At the Komische Oper, the mood remains lighter, if not baffling so. During a new production of Richard Strauss' "Salome" last month, elderly couples laughed in carefree enjoyment at a scene in which the protagonist wraps her legs around Jesus' waist as he hangs in agony from the cross.

While the critics unabashedly slammed the production, it seems many audience members will pay good money for everything from the most twisted and brooding to the most slapstick of interpretations.

Unite instead of merge

This leaves people from other parts of the world gaping at the subsidies available in Berlin when the future of many opera companies remains uncertain. New York City Opera has been scraping by in recent years, mostly after investing in a potential general director they couldn't afford. Economic woes and political uproar in Italy are threatening to undermine the future of the country's beloved art form. The UK arts council has announced a series of cuts. Further west in Germany, the Wuppertal Theater nearly closed its doors last year.

Opera, with its demands for intense musical preparation, high-rolling soloists, large choruses, and dance ensembles, not to mention the mounting of complex sets, is, seen from the outside, exorbitantly expensive. So what justifies the maintenance of Berlin's three houses?

Perhaps the simple reason that a merger has proved impossible. Starting in 2000, the city proposed joining both state operas along a model similar to that in Paris, where a single orchestra, chorus and ballet perform between two houses.
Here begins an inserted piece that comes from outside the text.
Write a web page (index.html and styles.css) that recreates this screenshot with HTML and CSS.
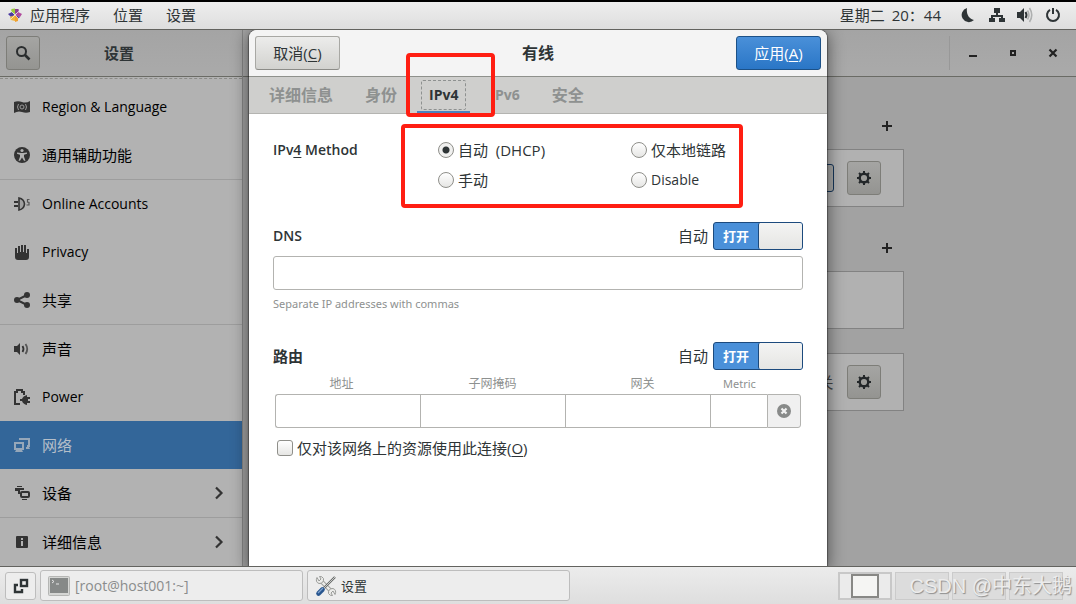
FILE: index.html
```html
<!DOCTYPE html>
<html lang="zh-CN">
<head>
<meta charset="utf-8">
<title>设置</title>
<link rel="stylesheet" href="styles.css">
</head>
<body>
<header class="topbar">
  <nav class="menus">
    <button class="menu"><svg class="distro" viewBox="0 0 14 14"><path fill="#9ccc3c" d="M3.500 1L7 .5V6L3 4z"/><path fill="#8d3f8f" d="M7 1l3.500 0L11 4 7 6z"/><path fill="#4a3aa0" d="M0 6l4-2 3 3-4 2z"/><path fill="#efb53a" d="M2 9l5-2v6l-4-1z"/><path fill="#b04a9c" d="M10 4l4 2-2 3-5-2z"/><path fill="#5a3a99" d="M7 7l5 2-2 2z"/><path fill="#f0a030" d="M7 7l3 3 0 3-3 1z"/><path stroke="#fff" d="M3 3l8 8M11 3L3 11" stroke-width=".6"/></svg>应用程序</button>
    <button class="menu">位置</button>
    <button class="menu">设置</button>
  </nav>
  <div class="status">
    <button class="clock">星期二<span>20：44</span></button>
    <svg class="icon" viewBox="0 0 16 16"><path fill="#2e3436" d="M6 1A7.200 7.200 0 1 0 13 13C8 12 5 7 6 1z"/></svg>
    <svg class="icon" viewBox="0 0 16 16"><path fill="#2e3436" d="M5 1h6v5H9v2h5v3h2v4h-6v-4h2v-1H4v1h2v4H0v-4h2V8h5V6H5z"/></svg>
    <svg class="icon" viewBox="0 0 16 16"><path fill="#2e3436" d="M0 5h3l4-4v14l-4-4H0z"/><path d="M8.500 5q2 3 0 6" fill="none" stroke="#2e3436" stroke-width="2"/><path d="M10.500 3.500q3 4.500 0 9M12.500 1q4.500 7 0 14" fill="none" stroke="#aeb0b0" stroke-width="1.600"/></svg>
    <svg class="icon" viewBox="0 0 16 16"><path fill="none" stroke="#2e3436" stroke-width="2" d="M5 2.800a6 6 0 1 0 6 0M8 1v6"/></svg>
  </div>
</header>

<main class="desktop">
  <section class="window">
    <aside class="sidebar">
      <header class="side-head">
        <button class="square" aria-label="搜索"><svg class="icon" viewBox="0 0 16 16"><circle cx="6.500" cy="6.500" r="4.500" fill="none" stroke="#2a2d2e" stroke-width="2"/><path d="M10 10l4.500 4.500" stroke="#2a2d2e" stroke-width="2.600"/></svg></button>
        <h1 class="side-title">设置</h1>
      </header>
      <nav class="side-list">
        <a class="item latin" href="#"><svg class="icon" viewBox="0 0 16 16"><path fill="#333" d="M0 3q4-1.500 8 0t8-1v11q-4 1.500-8 0t-8 1z"/><circle cx="8" cy="8" r="2" fill="none" stroke="#999"/><path d="M4.500 5q-2 3 0 6M11.500 5q2 3 0 6" fill="none" stroke="#999"/></svg>Region &amp; Language</a>
        <a class="item" href="#"><svg class="icon" viewBox="0 0 16 16"><circle cx="8" cy="8" r="8" fill="#333"/><circle cx="8" cy="3.500" r="1.600" fill="#b2b2b2"/><path fill="#b2b2b2" d="M3 5.500l4 .5h2l4-.5v1.300L10 7.800v2l1.500 4H10L8 10.500 6 13.800H4.500l1.500-4v-2L3 6.800z"/></svg>通用辅助功能</a>
        <a class="item latin ruled" href="#"><svg class="icon" viewBox="0 0 16 16"><path d="M0 6h4M0 10h4" stroke="#333" stroke-width="1.800"/><path d="M5 2q5 1 5.500 6Q10 13 5 14z" fill="#a0a0a0" stroke="#333" stroke-width="1.600"/><path d="M15.500 3.500h-2v2.500l1.500.5v2.500h-2.500" stroke="#555" fill="none" stroke-width="1.200"/></svg>Online Accounts</a>
        <a class="item latin" href="#"><svg class="icon" viewBox="0 0 16 16"><path fill="#333" d="M1 4h2v5h1V2h2v6h1V1h2v7h1V1h2v8h1V5h2v8q0 3-3 3H4q-3 0-3-3z"/></svg>Privacy</a>
        <a class="item" href="#"><svg class="icon" viewBox="0 0 16 16"><path d="M13 3L3 8l10 5" fill="none" stroke="#333" stroke-width="2"/><g fill="#333"><circle cx="13" cy="3" r="3"/><circle cx="3" cy="8" r="3"/><circle cx="13" cy="13" r="3"/></g></svg>共享</a>
        <a class="item ruled" href="#"><svg class="icon" viewBox="0 0 16 16"><path fill="#333" d="M0 5h3l3-3v12l-3-3H0z"/><path d="M8.500 5q2 3 0 6" fill="none" stroke="#333" stroke-width="1.800"/><path d="M11.500 3q3.500 5 0 10" fill="none" stroke="#555" stroke-width="1.800"/></svg>声音</a>
        <a class="item latin" href="#"><svg class="icon" viewBox="0 0 16 16"><path d="M6 15H1V3h2V1h5v2h2v3" fill="none" stroke="#333" stroke-width="2"/><path fill="#333" d="M6 10h2q1-3 5-4v2h3v2h-2v2h2v2h-3v2q-4-1-5-4H6z"/></svg>Power</a>
        <a class="item selected" href="#" aria-current="page"><svg class="icon" viewBox="0 0 16 16"><path d="M6 3V2h9v7h-2" fill="none" stroke="#96a7b9" stroke-width="2"/><rect x="1" y="6" width="8" height="6" fill="none" stroke="#96a7b9" stroke-width="2"/><path fill="#96a7b9" d="M2 13h6l1 2H1zM12 10h3l1 2h-4z"/></svg>网络</a>
        <a class="item" href="#"><svg class="icon" viewBox="0 0 16 16"><path fill="#333" d="M3 1h5v1H3zM1 3h9v2H6v4H4V6H1zM8 14h5v1H8z"/><rect x="7" y="7" width="8" height="5" rx="1" fill="none" stroke="#333" stroke-width="2"/></svg>设备<svg class="icon chevron" viewBox="0 0 16 16"><path d="M5 2.500L10.500 8 5 13.500" fill="none" stroke="#333" stroke-width="2.200"/></svg></a>
        <a class="item ruled" href="#"><svg class="icon" viewBox="0 0 16 16"><rect x="2" y="2" width="12" height="12" rx="1" fill="#333"/><path fill="#b2b2b2" d="M7 4h2v2H7zM7 7h2v5H7z"/></svg>详细信息<svg class="icon chevron" viewBox="0 0 16 16"><path d="M5 2.500L10.500 8 5 13.500" fill="none" stroke="#333" stroke-width="2.200"/></svg></a>
      </nav>
    </aside>

    <div class="content">
      <header class="content-head">
        <div class="window-buttons">
          <button class="plain" aria-label="最小化"><svg class="icon" viewBox="0 0 16 16"><path fill="#222" d="M4 10h8v2H4z"/></svg></button>
          <button class="plain" aria-label="最大化"><svg class="icon" viewBox="0 0 16 16"><rect x="6" y="6" width="4" height="4" fill="none" stroke="#222" stroke-width="2"/></svg></button>
          <button class="plain" aria-label="关闭"><svg class="icon" viewBox="0 0 16 16"><path d="M4.500 4.500l7 7M11.500 4.500l-7 7" stroke="#222" stroke-width="2.200"/></svg></button>
        </div>
      </header>
      <div class="panels">
        <div class="panel-head"><button class="plain" aria-label="添加"><svg class="icon" viewBox="0 0 16 16"><path fill="#222" d="M3 7h4V3h2v4h4v2H9v4H7V9H3z"/></svg></button></div>
        <div class="card"><span class="card-switch"></span><button class="square" aria-label="选项"><svg class="icon" viewBox="0 0 16 16"><circle cx="8" cy="8" r="4.300" fill="none" stroke="#232729" stroke-width="2.400"/><path d="M8 1v2M8 13v2M1 8h2M13 8h2M3 3l1.500 1.500M11.500 11.500L13 13M13 3l-1.500 1.500M4.500 11.500L3 13" stroke="#232729" stroke-width="2"/></svg></button></div>
        <div class="panel-head spaced"><button class="plain" aria-label="添加"><svg class="icon" viewBox="0 0 16 16"><path fill="#222" d="M3 7h4V3h2v4h4v2H9v4H7V9H3z"/></svg></button></div>
        <div class="card"></div>
        <div class="card detached"><span class="card-state">关</span><button class="square" aria-label="选项"><svg class="icon" viewBox="0 0 16 16"><circle cx="8" cy="8" r="4.300" fill="none" stroke="#232729" stroke-width="2.400"/><path d="M8 1v2M8 13v2M1 8h2M13 8h2M3 3l1.500 1.500M11.500 11.500L13 13M13 3l-1.500 1.500M4.500 11.500L3 13" stroke="#232729" stroke-width="2"/></svg></button></div>
      </div>
    </div>
  </section>

  <section class="dialog" role="dialog" aria-labelledby="dialog-title">
    <header class="dialog-head">
      <button class="button">取消(<u>C</u>)</button>
      <h2 class="dialog-title" id="dialog-title">有线</h2>
      <button class="button primary">应用(<u>A</u>)</button>
    </header>
    <div class="tabs" role="tablist">
      <button class="tab" role="tab">详细信息</button>
      <button class="tab" role="tab">身份</button>
      <button class="tab latin active" role="tab" aria-selected="true"><span class="focus">IPv4</span></button>
      <button class="tab latin" role="tab">IPv6</button>
      <button class="tab" role="tab">安全</button>
      <div class="mark mark-tab"></div>
    </div>
    <form class="form">
      <div class="methods" role="radiogroup" aria-labelledby="method">
        <strong class="label latin" id="method">IPv<u>4</u> Method</strong>
        <label class="choice"><input class="radio" type="radio" name="method" checked>自动&nbsp; (DHCP)</label>
        <label class="choice"><input class="radio" type="radio" name="method">仅本地链路</label>
        <label class="choice second"><input class="radio" type="radio" name="method">手动</label>
        <label class="choice latin"><input class="radio" type="radio" name="method">Disable</label>
        <div class="mark mark-methods"></div>
      </div>

      <div class="row">
        <label class="label latin" for="dns">DNS</label>
        <label class="auto">自动<input class="toggle" type="checkbox" role="switch" checked><span class="track"><span class="on">打开</span><span class="knob"></span></span></label>
      </div>
      <input class="entry" id="dns" type="text" aria-describedby="dns-hint">
      <p class="hint" id="dns-hint">Separate IP addresses with commas</p>

      <div class="row">
        <strong class="label">路由</strong>
        <label class="auto">自动<input class="toggle" type="checkbox" role="switch" checked><span class="track"><span class="on">打开</span><span class="knob"></span></span></label>
      </div>
      <table class="routes">
        <thead>
          <tr><th class="address" id="addr">地址</th><th id="mask">子网掩码</th><th class="gateway" id="gate">网关</th><th class="metric" id="metric">Metric</th><th class="remove"></th></tr>
        </thead>
        <tbody>
          <tr>
            <td><input class="cell" type="text" aria-labelledby="addr"></td>
            <td><input class="cell" type="text" aria-labelledby="mask"></td>
            <td><input class="cell" type="text" aria-labelledby="gate"></td>
            <td><input class="cell" type="text" aria-labelledby="metric"></td>
            <td><button class="cell delete" type="button" aria-label="删除"><svg class="icon" viewBox="0 0 16 16"><circle cx="8" cy="8" r="7" fill="#888a89"/><path d="M5.500 5.500l5 5M10.500 5.500l-5 5" stroke="#f2f2f2" stroke-width="2.200"/></svg></button></td>
          </tr>
        </tbody>
      </table>
      <label class="choice only"><input class="check" type="checkbox"><span>仅对该网络上的资源使用此连接(<u>O</u>)</span></label>
    </form>
  </section>
</main>

<footer class="taskbar">
  <button class="show-desktop" aria-label="显示桌面"><svg class="icon" viewBox="0 0 16 16"><rect x="8" y="2" width="6" height="6" fill="none" stroke="#2e3436" stroke-width="2.400"/><path d="M5 7H2v7h7v-3" fill="none" stroke="#2e3436" stroke-width="2.400"/></svg></button>
  <button class="task dim"><svg class="task-icon" viewBox="0 0 22 22"><rect x=".5" y="1.500" width="21" height="19" rx="1" fill="#d5d6d4" stroke="#b5b6b4"/><rect x="2" y="3" width="18" height="15" fill="#868988"/><path d="M4 5l2 1.500L4 8M8 9h3" fill="none" stroke="#e6e6e6"/></svg>[root@host001:~]</button>
  <button class="task cjk-small"><svg class="task-icon" viewBox="0 0 22 22"><path d="M5 5l12 12" stroke="#999b98" stroke-width="4"/><path d="M5 5l12 12" stroke="#ededeb" stroke-width="2.400"/><path d="M2 2.500Q0 7 4 8.500q5 0 4.500-5Q7 1 4.500 1.500L6 4 4 6zM20 19.500q2-4.500-2-6-5 0-4.500 5Q15 21 17.500 20.500L16 18l2-2z" fill="#ececea" stroke="#999b98"/><path d="M9 13L20 2" stroke="#666968" stroke-width="2.400"/><path d="M9 13L20 2" stroke="#c8c9c7" stroke-width="1"/><path d="M3.500 18.500l4-4" stroke="#28568f" stroke-width="4.600" stroke-linecap="round"/><path d="M3 18l5-5" stroke="#7fa3cf" stroke-width="1.200"/></svg>设置</button>
  <div class="workspaces">
    <button class="workspace current" aria-label="工作区 1"><span class="thumb"></span></button>
    <button class="workspace" aria-label="工作区 2"></button>
    <button class="workspace" aria-label="工作区 3"></button>
    <button class="workspace" aria-label="工作区 4"></button>
  </div>
  <span class="watermark">CSDN @中东大鹅</span>
</footer>
</body>
</html>
```
FILE: styles.css
```css
* {
  box-sizing: border-box;
}

body {
  margin: 0;
  min-height: 100vh;
  display: flex;
  flex-direction: column;
  font: 15px/18px "Open Sans", "Noto Sans CJK SC", sans-serif;
  color: #2e3436;
  border-top: 2px solid #000;
  overflow: hidden;
}

button,
input {
  font: inherit;
  color: inherit;
  margin: 0;
  padding: 0;
  border: 0;
  background: none;
}

h1,
h2,
p {
  margin: 0;
}

.latin,
.dim {
  font-size: 14px;
}

.icon {
  width: 16px;
  height: 16px;
  flex: none;
  display: block;
}

/* Top bar */
.topbar {
  height: 28px;
  display: flex;
  justify-content: space-between;
  padding: 0 15px 1px 8px;
  background: linear-gradient(#eeeeee, #dedede);
  border-bottom: 1px solid #63635f;
}

.menus,
.status {
  display: flex;
  align-items: center;
}

.menus {
  gap: 23px;
}

.menu {
  display: flex;
  align-items: center;
  gap: 8px;
}

.distro {
  width: 14px;
  height: 14px;
}

.status {
  gap: 12px;
}

.clock {
  display: flex;
  gap: 7px;
  margin-right: 8px;
}

/* Settings window */
.desktop {
  flex: 1;
  display: flex;
  position: relative;
  overflow: hidden;
}

.window {
  flex: 1;
  display: flex;
  background: #a2a2a2;
}

.sidebar {
  width: 243px;
  flex: none;
  display: flex;
  flex-direction: column;
  background: #b2b2b2;
  border-right: 1px solid #858585;
}

.side-head,
.content-head {
  height: 47px;
  display: flex;
  align-items: center;
  background: linear-gradient(#a4a4a4, #aaaaaa);
  border-bottom: 1px solid #6a6b65;
}

.side-head {
  padding: 0 44px 0 6px;
}

.side-title {
  flex: 1;
  text-align: center;
  font-size: 15px;
  line-height: 18px;
}

.square {
  width: 34px;
  height: 34px;
  display: grid;
  place-items: center;
  border: 1px solid #7d7d78;
  border-radius: 3px;
  background: linear-gradient(#a5a5a3, #949491);
}

.side-list {
  flex: 1;
  margin-top: 1px;
  padding-top: 4px;
  border-top: 1px dashed #8c8c89;
}

.item {
  height: 48px;
  display: flex;
  align-items: center;
  gap: 12px;
  padding: 0 15px 0 14px;
  color: #000;
  text-decoration: none;
}

.ruled {
  height: 49px;
  border-top: 1px solid #9d9d9d;
}

.selected {
  background: #336699;
  color: #b6bfc9;
}

.chevron {
  margin-left: auto;
}

.content {
  flex: 1;
}

.content-head {
  justify-content: flex-end;
  padding-right: 3px;
}

.window-buttons {
  display: flex;
  padding-left: 3px;
  border-left: 1px solid #989898;
}

.plain {
  width: 40px;
  height: 34px;
  display: grid;
  place-items: center;
}

.panels {
  width: 488px;
  margin: 26px auto 0;
}

.panel-head {
  height: 46px;
  display: flex;
  align-items: center;
  justify-content: flex-end;
}

.panel-head .plain {
  width: 34px;
}

.spaced {
  margin-top: 18px;
}

.card {
  height: 58px;
  display: flex;
  align-items: center;
  justify-content: flex-end;
  gap: 13px;
  padding-right: 22px;
  background: #b1b1b1;
  border: 1px solid #828282;
}

.detached {
  margin-top: 24px;
}

.card-switch {
  width: 90px;
  height: 28px;
  border: 1px solid #16365a;
  border-radius: 3px;
  background: #a7a7a5;
}

.card-state {
  color: #444;
}

/* Connection dialog, floating over the settings window */
.dialog {
  position: absolute;
  top: 0;
  bottom: 0;
  left: 0;
  right: 0;
  width: 578px;
  margin: 0 auto;
  background: #fff;
  border-radius: 8px 8px 0 0;
  box-shadow: 0 0 1px 1px rgba(0, 0, 0, 0.35), 0 3px 16px 2px rgba(0, 0, 0, 0.45);
}

.dialog-head {
  height: 47px;
  display: flex;
  align-items: center;
  justify-content: space-between;
  padding: 0 6px;
  background: #f4f4f4;
  border-bottom: 1px solid #8f918c;
  border-radius: 8px 8px 0 0;
}

.dialog-title {
  font-size: 16px;
  line-height: 18px;
}

.button {
  width: 85px;
  height: 34px;
  border: 1px solid #a8a8a4;
  border-bottom-color: #8c8c88;
  border-radius: 3px;
  background: linear-gradient(#ececeb, #d2d2cf);
}

.primary {
  color: #fff;
  border-color: #1c5187;
  background: linear-gradient(#4a90d9, #2a76c6);
}

u {
  text-underline-offset: 2px;
}

.tabs {
  height: 37px;
  display: flex;
  gap: 8px;
  padding: 0 8px;
  position: relative;
  background: #cfcfcd;
  border-bottom: 1px solid #b4b4b1;
}

.tab {
  padding: 0 12px;
  font-size: 16px;
  font-weight: bold;
  color: #8e9190;
}

.tab.latin {
  font-size: 14px;
}

.active {
  padding: 2px 4px 0;
  color: #2e3436;
  border-bottom: 2px solid #4a82bd;
}

.focus {
  display: block;
  padding: 5px 7px;
  border: 1px dashed #8e9190;
  border-radius: 2px;
}

/* Highlight frames drawn on top of the dialog */
.mark {
  position: absolute;
  border: 4px solid #ff1e12;
  border-radius: 4px;
  pointer-events: none;
}

.mark-tab {
  left: 157px;
  top: -24px;
  width: 89px;
  height: 64px;
}

.mark-methods {
  left: 128px;
  top: -17px;
  width: 342px;
  height: 84px;
}

.form {
  padding: 27px 24px 0;
}

.methods {
  display: grid;
  grid-template-columns: 165px 193px 1fr;
  grid-auto-rows: 18px;
  row-gap: 12px;
  margin-bottom: 33px;
  position: relative;
}

.second {
  grid-column: 2;
}

.label {
  font-weight: bold;
}

.label.latin {
  font-weight: 600;
}

.choice {
  display: flex;
  align-items: center;
  gap: 4px;
  white-space: nowrap;
}

.radio,
.check {
  appearance: none;
  width: 16px;
  height: 16px;
  flex: none;
  border: 1px solid #8f8f8a;
  background: linear-gradient(#ffffff, #e6e6e4);
}

.radio {
  border-radius: 50%;
}

.radio:checked {
  background: radial-gradient(circle, #2e3436 3px, #f0f0ef 4px);
}

.check {
  border-radius: 3px;
}

.row {
  height: 28px;
  display: flex;
  align-items: center;
  justify-content: space-between;
}

.auto {
  display: flex;
  align-items: center;
  gap: 5px;
}

.toggle {
  position: absolute;
  opacity: 0;
}

.track {
  width: 90px;
  height: 28px;
  display: grid;
  grid-template-columns: 1fr 1fr;
  border: 1px solid #1c4a7d;
  border-radius: 3px;
  background: #4a90d9;
}

.on {
  display: grid;
  place-items: center;
  font-size: 13px;
  font-weight: bold;
  color: #fff;
}

.knob {
  border-left: 1px solid #1c4a7d;
  border-radius: 2px;
  background: linear-gradient(#f4f4f3, #e5e5e3);
}

.entry {
  display: block;
  width: 100%;
  height: 34px;
  margin-top: 6px;
  padding: 0 8px;
  border: 1px solid #b3b3b0;
  border-radius: 3px;
}

.hint {
  margin: 5px 0 29px;
  font-family: "Noto Sans", sans-serif;
  font-size: 11px;
  color: #8e9190;
}

.routes {
  width: calc(100% - 4px);
  margin: 0 2px;
  table-layout: fixed;
  border-collapse: collapse;
}

.routes th {
  height: 24px;
  padding: 3px 0 0;
  font-size: 12px;
  font-weight: normal;
  color: #8e9190;
}

.routes .address {
  padding-right: 12px;
}

.routes .gateway {
  padding-left: 10px;
}

.routes .metric {
  width: 57px;
  padding-left: 2px;
  font-family: "Noto Sans", sans-serif;
  font-size: 11px;
}

.routes .remove {
  width: 34px;
}

.routes td {
  padding: 0;
}

.cell {
  display: block;
  width: 100%;
  height: 34px;
  border: 1px solid #b3b3b0;
  border-right-width: 0;
}

.routes td:first-child .cell {
  border-radius: 3px 0 0 3px;
}

.cell.delete {
  display: grid;
  place-items: center;
  background: #f0f0f0;
  border-right-width: 1px;
  border-radius: 0 3px 3px 0;
}

.only {
  margin: 10px 0 0 4px;
  height: 20px;
}

/* Task bar */
.taskbar {
  height: 38px;
  display: flex;
  align-items: center;
  gap: 4px;
  padding: 0 13px 0 5px;
  position: relative;
  background: linear-gradient(#ececec, #dedede);
  border-top: 1px solid #63635f;
}

.show-desktop {
  width: 31px;
  height: 28px;
  display: grid;
  place-items: center;
  border: 1px solid #bdbdbd;
  border-radius: 3px;
  background: #ededed;
}

.task {
  flex: 0 1 263px;
  height: 31px;
  display: flex;
  align-items: center;
  gap: 5px;
  padding-left: 7px;
  border: 1px solid #bdbdbd;
  border-radius: 3px;
  background: #ededed;
}

.dim {
  color: #8a8c8c;
}

.cjk-small {
  gap: 4px;
  font-size: 13px;
}

.task-icon {
  width: 22px;
  height: 22px;
}

.workspaces {
  display: flex;
  gap: 3px;
  margin-left: auto;
}

.workspace {
  width: 54px;
  height: 28px;
  border: 1px solid #cbcbcb;
  background: #dcdcdc;
}

.current {
  display: grid;
  place-items: center;
  border: 2px solid #c8c8c8;
  background: #ebebeb;
}

.thumb {
  width: 28px;
  height: 24px;
  border: 2px solid #888885;
  background: #f5f5f3;
}

.watermark {
  position: absolute;
  right: 4px;
  bottom: 6px;
  font-family: "Liberation Sans", "Noto Sans CJK SC", sans-serif;
  font-size: 20px;
  line-height: 24px;
  color: #ececec;
  text-shadow: 1px 1px 1px #8e8e8e;
}
```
Heavy opposition prevented plans from going forward.

The city arrived at a solution in 2004, with the creation of an Opera Foundation that would, among other things, require more collaboration among the three houses and increase campaigns catering to tourism.

Hence the posters that now line the subways reading "Opernhauptstadt" (opera capital), a united motto for a united city. In Berlin, the curtain isn't coming down on operatic indulgence any time soon.